According to the above descriptions, in this paper, the stochastic behavior of the uncertain variables is considered by the use of two point estimate method. In this regard, each uncertain variable is replaced by two deterministic points located on each side of the mean value of the relevant distribution function. Therefore, one of the main benefits of the proposed probabilistic framework is low computational cost. In fact, for m uncertain variables, 2m deterministic analysis is required. The proposed probabilistic method would capture the uncertainty of load forecast error, WT and PV output power variations and the market bid changes simultaneously.

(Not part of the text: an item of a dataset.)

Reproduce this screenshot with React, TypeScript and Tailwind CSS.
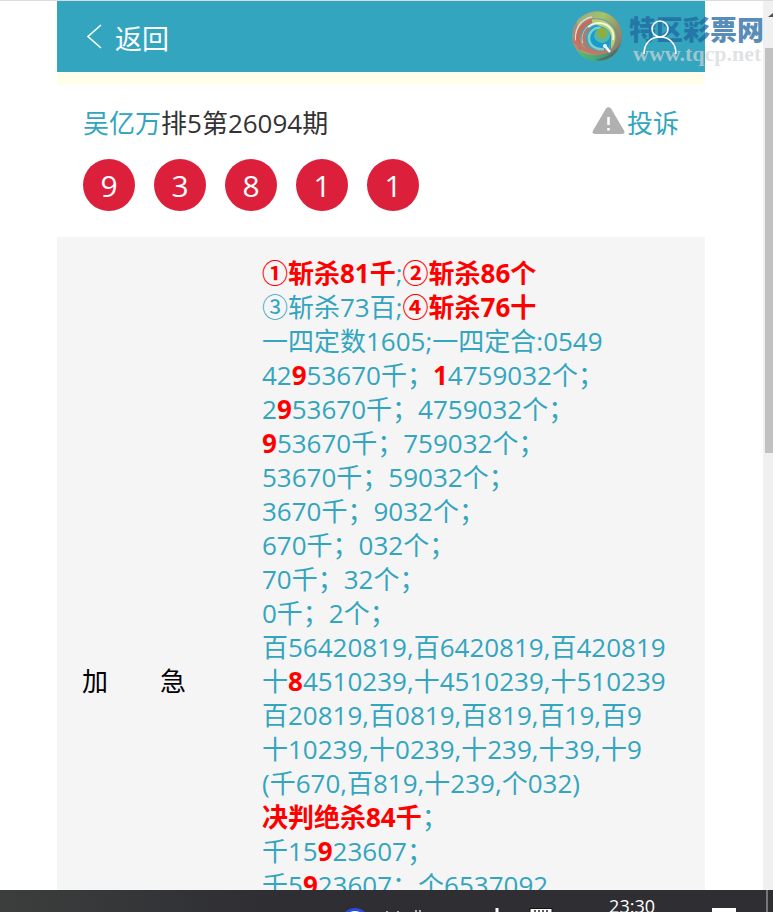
import React from 'react';

interface Segment {
  text: string;
  hot?: boolean;
}

// *...* marks a highlighted part of a line
const PLAN_LINES = [
  '*①斩杀81千*;*②斩杀86个*',
  '③斩杀73百;*④斩杀76十*',
  '一四定数1605;一四定合:0549',
  '42*9*53670千；*1*4759032个；',
  '2*9*53670千；4759032个；',
  '*9*53670千；759032个；',
  '53670千；59032个；',
  '3670千；9032个；',
  '670千；032个；',
  '70千；32个；',
  '0千；2个；',
  '百56420819,百6420819,百420819',
  '十*8*4510239,十4510239,十510239',
  '百20819,百0819,百819,百19,百9',
  '十10239,十0239,十239,十39,十9',
  '(千670,百819,十239,个032)',
  '*决判绝杀84千*；',
  '千15*9*23607；',
  '千5*9*23607；个6537092',
];

const DRAW_NUMBERS = [9, 3, 8, 1, 1];

function parseLine(line: string): Segment[] {
  return line
    .split('*')
    .map((text, i) => ({ text, hot: i % 2 === 1 }))
    .filter((segment) => segment.text !== '');
}

function UserIcon() {
  return (
    <svg width="34" height="38" viewBox="0 0 34 38" fill="none" stroke="#fff" strokeWidth="1.6">
      <circle cx="17" cy="11" r="8" />
      <path d="M1 36c0-10 6-17 16-17s16 7 16 17" />
    </svg>
  );
}

function SwirlLogo() {
  return (
    <svg width="52" height="52" viewBox="0 0 52 52" fill="none">
      <defs>
        <linearGradient id="swirl-base" x1="0" y1="0.3" x2="1" y2="0.7">
          <stop offset="0" stopColor="#b0857a" />
          <stop offset="0.5" stopColor="#9aa383" />
          <stop offset="1" stopColor="#8a7a6c" />
        </linearGradient>
        <linearGradient id="swirl-top" x1="0" y1="0" x2="1" y2="0.6">
          <stop offset="0" stopColor="#8fa890" />
          <stop offset="0.5" stopColor="#a3c468" />
          <stop offset="1" stopColor="#8f8f6c" />
        </linearGradient>
        <linearGradient id="swirl-bottom" x1="0" y1="0" x2="1" y2="0">
          <stop offset="0" stopColor="#58bd6c" />
          <stop offset="0.6" stopColor="#3f9f7c" />
          <stop offset="1" stopColor="#6d6f68" />
        </linearGradient>
      </defs>
      <circle cx="26" cy="26" r="25" fill="url(#swirl-base)" />
      <path d="M6 11C16-1 36-2 46 12c3 5 5 10 4 16C45 13 32 6 19 8 13 9 9 12 6 17z" fill="url(#swirl-top)" />
      <path d="M6 40c10 6 24 8 38-1 3-2 5-5 6-8-2 14-13 21-25 20-8 0-15-4-19-11z" fill="url(#swirl-bottom)" />
      <path d="M24 50c8-2 17-5 23-12-3 8-12 14-23 12z" fill="#555d63" opacity="0.7" />
      <circle cx="27" cy="26" r="17" fill="#35a6c2" />
      <path d="M13 13c10-7 23-4 29 5 4 7 3 15-2 21 1-10-2-19-11-23-6-3-12-3-16-3z" fill="#b9cf70" />
      <path d="M20 18c8-4 18-1 20 8 1 6-2 12-8 14-8 1-13-4-14-10-1-5 0-9 2-12z" fill="#169bd2" />
      <path d="M5 31c-2-12 5-22 16-24" stroke="#dfd9c9" strokeWidth="1.5" />
      <path d="M10 39c-7-12-1-25 11-28" stroke="#c56d5b" strokeWidth="4" />
      <path d="M12 33c-2-12 6-20 17-20 9 1 15 8 13 17" stroke="#eef7ea" strokeWidth="1.8" />
      <path d="M30 42c-10 1-17-5-17-14 0-4 2-7 5-10" stroke="#b5796c" strokeWidth="3.5" />
      <path d="M33 39c-9 1-15-4-15-11 0-6 5-11 12-10" stroke="#7fd0c5" strokeWidth="2.5" />
      <path d="M2 31c4 1 6 6 12 9 8 4 17 4 24 0" stroke="#c77562" strokeWidth="3" />
      <path d="M23 27c0-7 6-11 12-8 4 2 5 7 3 10-3 5-11 6-15-2z" fill="#55b7a1" />
      <circle cx="31" cy="23" r="5" fill="#8fae3c" />
      <path d="M33 35l6 7" stroke="#fff" strokeWidth="2.5" />
      <circle cx="34" cy="36" r="2" fill="#e8f5fa" />
    </svg>
  );
}

function Watermark() {
  return (
    <div className="pointer-events-none flex gap-1.5">
      <SwirlLogo />
      <div className="flex flex-col whitespace-nowrap pt-1">
        <span className="text-[27px] leading-8 font-black text-[#1f679f]/75">特区彩票网</span>
        <span className="pl-1 font-['Liberation_Serif',serif] text-[22px] leading-4 font-bold text-[#d2d5d8]/70">
          www.tqcp.net
        </span>
      </div>
    </div>
  );
}

function Header() {
  return (
    <header className="flex h-[71px] items-center justify-between bg-[#33a5be] px-7 text-white">
      <button type="button" className="flex items-center gap-3 text-[27px] leading-9">
        <svg width="18" height="26" viewBox="0 0 18 26" fill="none" stroke="#fff" strokeWidth="1.6">
          <path d="M16 1L3 12.500 16 24" />
        </svg>
        <span className="pt-1">返回</span>
      </button>
      <button type="button" aria-label="个人中心" className="relative z-10">
        <UserIcon />
      </button>
    </header>
  );
}

function IssueSummary() {
  return (
    <section className="px-[26px] pt-5 pb-[26px]">
      <div className="flex items-center justify-between leading-9">
        <h1 className="text-[#333]">
          <a href="#author" className="text-[#33a5be]">
            吴亿万
          </a>
          排5第26094期
        </h1>
        <a href="#complain" className="flex items-center gap-0.5 text-[#33a5be]">
          <svg width="33" height="28" viewBox="0 0 33 28" className="mb-1">
            <path
              d="M14 1.500Q16.500-1 19 1.500L32 23.500Q33.500 27 30 27H3Q-.5 27 1 23.500z"
              fill="#b0b0b0"
            />
            <path d="M16.500 10v8M16.500 21v2.500" stroke="#fff" strokeWidth="2.5" />
          </svg>
          投诉
        </a>
      </div>
      <ul className="mt-[18px] flex gap-[19px]">
        {DRAW_NUMBERS.map((n, i) => (
          <li
            key={i}
            className="flex size-[52px] items-center justify-center rounded-full bg-[#dc203c] text-[30px] text-white"
          >
            {n}
          </li>
        ))}
      </ul>
    </section>
  );
}

function PlanPanel() {
  return (
    <section className="flex items-center bg-[#f5f5f5] py-[19px] pl-[25px]">
      <h2 className="w-[180px] shrink-0 text-black">加　　急</h2>
      <div className="pb-[204px] leading-[34px] whitespace-nowrap text-[#33a5be]">
        {PLAN_LINES.map((line) => (
          <p key={line}>
            {parseLine(line).map((segment, i) =>
              segment.hot ? (
                <strong key={i} className="font-bold text-[#ff0000]">
                  {segment.text}
                </strong>
              ) : (
                <span key={i}>{segment.text}</span>
              )
            )}
          </p>
        ))}
      </div>
    </section>
  );
}

function ScrollTrack() {
  return (
    <div className="flex w-2.5 shrink-0 flex-col bg-[#f0f0f0] pl-0.5">
      <div className="flex h-[47px] shrink-0 items-start overflow-hidden pt-3">
        <svg width="8" height="5" viewBox="0 0 8 5">
          <path d="M3 4L8 0v4z" fill="#505050" />
        </svg>
      </div>
      <div className="h-[405px] bg-[#c1c1c1]" />
    </div>
  );
}

function Taskbar() {
  return (
    <footer className="flex h-[22px] shrink-0 items-start overflow-hidden bg-linear-to-r from-[#3c3e3d] via-[#2e2e33] via-35% to-[#2e2e33] text-white">
      <div className="flex flex-1 justify-end pr-[56px]">
        <svg width="212" height="22" viewBox="0 0 212 22" fill="none">
          <circle cx="14" cy="32" r="12.5" fill="#fff" stroke="#2a4be0" strokeWidth="3" />
          <path d="M46 21v2M57 21v2M75 20v2M79 20v2" stroke="#ddd" strokeWidth="1.5" />
          <path d="M156 18v4" stroke="#fff" strokeWidth="3" />
          <path d="M189 18.500h22v4h-22z" fill="#fff" stroke="#111" />
          <path d="M194 20v2M198 20v2M202 20v2M206 20v2" stroke="#222" strokeWidth="1.5" />
        </svg>
      </div>
      <time className="pt-1 text-[18px] leading-6">23:30</time>
      <div className="mt-[18px] ml-[57px] h-1 w-6 bg-white" />
      <div className="ml-[30px] h-full w-0.5 bg-[#77777a]" />
      <div className="w-[5px]" />
    </footer>
  );
}

export default function App() {
  return (
    <div className="flex h-screen flex-col overflow-hidden bg-white font-['Open_Sans','Noto_Sans_CJK_SC',sans-serif] text-[26px]">
      <div className="relative flex min-h-0 flex-1 border-t border-[#dcdcdc]">
        <main className="mr-[58px] ml-[57px] min-w-0 flex-1 overflow-hidden">
          <Header />
          <div className="h-[13px] bg-[#fffeeb]" />
          <IssueSummary />
          <PlanPanel />
        </main>
        <ScrollTrack />
        <div className="absolute top-[9px] right-[9px]">
          <Watermark />
        </div>
      </div>
      <Taskbar />
    </div>
  );
}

The investigation is examined on a grid-connected MG considering different types of RESs such as WT, PV, FC and MT. Also, in order to show the positive role of the storage devices to reduce the total cost, Nickel-Metal-Hydride Battery (NiMH-Battery) is considered in the MG. The analysis would be implemented in a 24 h time interval to highlight the charge/discharge process of the NiMH-Battery at different hours clearly. The main idea of utilizing NiMH-Battery is to charge at low cost hours to be able to discharge at high cost hours. Considering all the above assumptions will require a powerful optimization tool to find the main global optima when escaping from local optimal points as well as premature convergence. Therefore, a new self adaptive modification technique based on θ-Particle Swarm Optimization (θ-PSO) algorithm is proposed to explore the total search space, globally. The θ-PSO algorithm is a new optimization algorithm based on the phase angle vector which can generate a high-quality solution within the shorter calculation time in comparison with the original PSO and other evolutionary methods. Moreover, a novel self adaptive modification method consisted of three sub-modification approaches is proposed to let each particle choose the best modification approach which best fits its current situation, adaptively. The proposed probabilistic method is tested on a typical grid-connected MG. The rest of this paper is organized as follows: In the next section (Section 3), the objective function and the relevant constraints are discussed. In Section 4, the 2m PEM is explained completely. The proposed SAM-θ-PSO algorithm and the application procedure are discussed in Section 5. In Section 6, the simulation results are shown. Finally, the concluding remarks are discussed in Section 7.